Mientras saboreaba la última cerveza del verano en la terraza de un pueblecito de pescadores, se me ocurrió el siguiente experimento mental.
Suponga usted que, debido a la gigantesca acción gravitatoria de un agujero negro, se produce lo que los físicos llaman una «curva temporal cerrada» y queda usted atrapado en sus vacaciones.

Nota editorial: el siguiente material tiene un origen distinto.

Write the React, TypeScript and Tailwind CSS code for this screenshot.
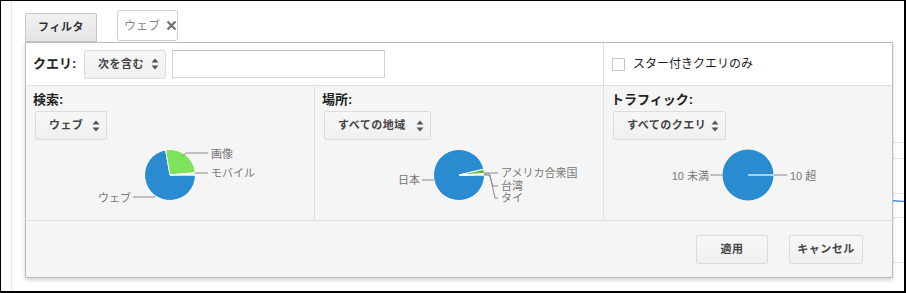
import React from "react";

type Slice = { from: number; to: number; color: string };
type Label = { text: string; x: number; y: number; anchor: "start" | "end"; line: string };

const rad = (d: number) => (d * Math.PI) / 180;

// pie slice path, angles in degrees clockwise from 3 o'clock
const slicePath = (cx: number, cy: number, r: number, a0: number, a1: number) => {
  const x0 = cx + r * Math.cos(rad(a0));
  const y0 = cy + r * Math.sin(rad(a0));
  const x1 = cx + r * Math.cos(rad(a1));
  const y1 = cy + r * Math.sin(rad(a1));
  const large = a1 - a0 > 180 ? 1 : 0;
  return `M${cx} ${cy} L${x0} ${y0} A${r} ${r} 0 ${large} 1 ${x1} ${y1} Z`;
};

const Arrows = () => (
  <svg width="8" height="12" viewBox="0 0 8 12" className="shrink-0">
    <path d="M4 0.5 L7.5 4.5 H0.5 Z" fill="#555" />
    <path d="M4 11.5 L7.5 7.5 H0.5 Z" fill="#555" />
  </svg>
);

const Select = ({ label, width }: { label: string; width: string }) => (
  <div
    className={`flex h-[29px] items-center rounded-[2px] border border-[#dcdcdc] bg-linear-to-b from-[#f7f7f7] to-[#f0f0f0] pl-[13px] pr-[6px] text-[11px] font-bold tracking-[0.5px] text-[#444] ${width}`}
  >
    <span className="whitespace-nowrap">{label}</span>
    <span className="ml-auto">
      <Arrows />
    </span>
  </div>
);

const PieChart = ({
  slices,
  labels,
  full,
}: {
  slices: Slice[];
  labels: Label[];
  full?: boolean;
}) => {
  const cx = 144;
  const cy = 30;
  const r = 25.5;
  return (
    <svg width="288" height="64" viewBox="0 0 288 64" className="block">
      {full ? (
        <>
          <circle cx={cx} cy={cy} r={r} fill="#2a8bd0" />
          <line x1={cx} y1={cy} x2={cx + r} y2={cy} stroke="#fff" strokeWidth="1.2" />
        </>
      ) : (
        slices.map((s, i) => (
          <path
            key={i}
            d={slicePath(cx, cy, r, s.from, s.to)}
            fill={s.color}
            stroke="#fff"
            strokeWidth="1"
            strokeLinejoin="round"
          />
        ))
      )}
      {labels.map((l, i) => (
        <g key={i}>
          <polyline points={l.line} fill="none" stroke="#8a8a8a" strokeWidth="1" />
          <text
            x={l.x}
            y={l.y}
            textAnchor={l.anchor}
            dominantBaseline="central"
            fontSize="11"
            fill="#777"
          >
            {l.text}
          </text>
        </g>
      ))}
    </svg>
  );
};

const Column = ({
  title,
  select,
  width,
  border,
  chart,
}: {
  title: string;
  select: string;
  width: string;
  border: boolean;
  chart: React.ReactNode;
}) => (
  <div className={`flex flex-col ${border ? "w-[289px] border-r border-[#e0e0e0]" : "flex-1"}`}>
    <div className="flex flex-col pl-[7px] pt-[5px]">
      <h2 className="text-[13px] font-bold leading-[18px] text-[#222]">{title}</h2>
      <div className="ml-[2px] mt-[2px]">
        <Select label={select} width={width} />
      </div>
    </div>
    <div className="mt-[5px]">{chart}</div>
  </div>
);

const Button = ({ label, width }: { label: string; width: string }) => (
  <button
    className={`h-[29px] rounded-[2px] border border-[#dcdcdc] bg-linear-to-b from-[#f7f7f7] to-[#f1f1f1] text-[11px] font-bold tracking-[0.5px] text-[#444] ${width}`}
  >
    {label}
  </button>
);

export default function App() {
  return (
    <div className="relative flex h-[293px] w-[906px] overflow-hidden border-b-2 border-l border-r-2 border-t border-black bg-white font-['Liberation_Sans','Noto_Sans_CJK_JP',sans-serif]">
      {/* page content behind the filter panel */}
      <div className="absolute left-[600px] right-0 top-[141px] flex flex-col">
        <div className="h-[16px] border-t border-[#e6e6e6]" />
        <div className="h-[35px] border-t border-[#e6e6e6]" />
        <div className="relative h-[24px] border-t border-[#e6e6e6]">
          <svg className="absolute right-0 top-[5px]" width="20" height="4" viewBox="0 0 20 4">
            <path d="M0 1 L20 2.5" stroke="#4d8ff0" strokeWidth="1.5" fill="none" />
          </svg>
        </div>
        <div className="h-[45px] border-t border-[#e6e6e6]" />
        <div className="border-t border-[#e6e6e6]" />
      </div>

      <div className="ml-[10px] w-px bg-[#e8e8e8]" />

      <div className="relative ml-[13px] flex flex-col pt-[9px]">
        {/* filter bar */}
        <div className="flex items-end gap-[20px]">
          <button className="h-[29px] w-[72px] rounded-t-[2px] border border-[#c8c8c8] bg-linear-to-b from-[#f2f2f2] to-[#e4e4e4] text-[11px] font-bold tracking-[0.5px] text-[#333]">
            フィルタ
          </button>
          <div className="mb-px flex h-[31px] w-[61px] items-center gap-[6px] rounded-[3px] border border-[#cfcfcf] bg-white pl-[6px] text-[12px] text-[#888]">
            <span>ウェブ</span>
            <svg width="11" height="11" viewBox="0 0 11 11">
              <path d="M1.5 1.5 L9.5 9.5 M9.5 1.5 L1.5 9.5" stroke="#707070" strokeWidth="2.2" />
            </svg>
          </div>
        </div>

        {/* filter panel */}
        <div className="flex h-[236px] w-[868px] flex-col border border-[#bcbcbc] bg-white shadow-[0_2px_4px_rgba(0,0,0,0.18)]">
          <div className="flex h-[43px] border-b border-[#e0e0e0]">
            <div className="flex w-[578px] items-center border-r border-[#e0e0e0] pl-[7px]">
              <span className="w-[51px] text-[13px] font-bold text-[#222]">クエリ:</span>
              <Select label="次を含む" width="w-[82px]" />
              <input
                className="ml-[6px] h-[28px] w-[213px] border border-[#d4d4d4] border-t-[#c0c0c0] bg-white outline-none"
                type="text"
              />
            </div>
            <label className="flex flex-1 items-center pl-[8px] text-[12px] text-[#222]">
              <span className="mr-[8px] h-[13px] w-[13px] border border-[#c6c6c6] bg-white" />
              スター付きクエリのみ
            </label>
          </div>

          <div className="flex h-[135px] border-b border-[#e0e0e0] bg-[#f5f5f5]">
            <Column
              title="検索:"
              select="ウェブ"
              width="w-[72px]"
              border
              chart={
                <PieChart
                  slices={[
                    { from: 0, to: 260, color: "#2a8bd0" },
                    { from: 260, to: 355, color: "#7de35c" },
                    { from: 355, to: 360, color: "#e4e4e4" },
                  ]}
                  labels={[
                    { text: "画像", x: 185, y: 9, anchor: "start", line: "157,11 160,8 182,8" },
                    { text: "モバイル", x: 185, y: 28, anchor: "start", line: "169,28 182,28" },
                    { text: "ウェブ", x: 105, y: 53, anchor: "end", line: "107,52 128,52 131,50" },
                  ]}
                />
              }
            />
            <Column
              title="場所:"
              select="すべての地域"
              width="w-[107px]"
              border
              chart={
                <PieChart
                  slices={[
                    { from: 0, to: 347, color: "#2a8bd0" },
                    { from: 347, to: 357, color: "#5dbb34" },
                    { from: 357, to: 358.5, color: "#e4e4e4" },
                    { from: 358.5, to: 360, color: "#e4e4e4" },
                  ]}
                  labels={[
                    { text: "アメリカ合衆国", x: 186, y: 28, anchor: "start", line: "169,28 183,28" },
                    { text: "台湾", x: 186, y: 41, anchor: "start", line: "169,29 174,29 178,41 183,41" },
                    { text: "タイ", x: 186, y: 53, anchor: "start", line: "169,30 175,30 180,53 183,53" },
                    { text: "日本", x: 105, y: 35, anchor: "end", line: "107,35 119,35" },
                  ]}
                />
              }
            />
            <Column
              title="トラフィック:"
              select="すべてのクエリ"
              width="w-[113px]"
              border={false}
              chart={
                <PieChart
                  full
                  slices={[]}
                  labels={[
                    { text: "10 未満", x: 105, y: 31, anchor: "end", line: "106,30 119,30" },
                    { text: "10 超", x: 186, y: 31, anchor: "start", line: "170,30 183,30" },
                  ]}
                />
              }
            />
          </div>

          <div className="flex flex-1 items-center justify-end gap-[21px] bg-[#f5f5f5] pr-[29px]">
            <Button label="適用" width="w-[72px]" />
            <Button label="キャンセル" width="w-[74px]" />
          </div>
        </div>
      </div>
    </div>
  );
}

¿Soportaría la eterna repetición de una jornada estival estándar?
Piénselo bien.
La caminata hasta la playa cargado como una mula porque no había aparcamiento cerca. Niños por todas partes, chillando y dando pelotazos. Padres chillando a los niños que chillan y dan pelotazos. La lucha a brazo partido para conquistar un trocito de playa. La constatación dolorosa de que en pleno siglo XXI seguimos sin encontrar remedio contra los mosquitos, las medusas y la canción del verano. La caminata de vuelta hasta el coche cargado como una mula y con arena metida en hendiduras de su cuerpo que no sabía ni que tenía. La lucha a brazo partido para coger mesa en cualquier lado. La cerveza caliente y las gambas frías del aperitivo. La paella pasada de la comida. El anormal de la moto a escape libre en mitad de la siesta. El paseo para matar el aburrimiento hasta la hora de la cena. La cena cara, pero desagradable. El botellón hasta las tantas debajo de su ventana y, cuando por fin se callan los del botellón, el anormal de la moto a escape libre en mitad de la noche.
«¿Quién puede soportar la eterna repetición de algo así? —me pregunté a mí mismo mientras saboreaba la última cerveza del verano, y me respondí—: Nadie. Nadie puede. Pero, entonces —me dije—, ¿por qué no se me pasan las ganas de llorar?».
Y la verdad es que tendríamos que hacérnoslo mirar.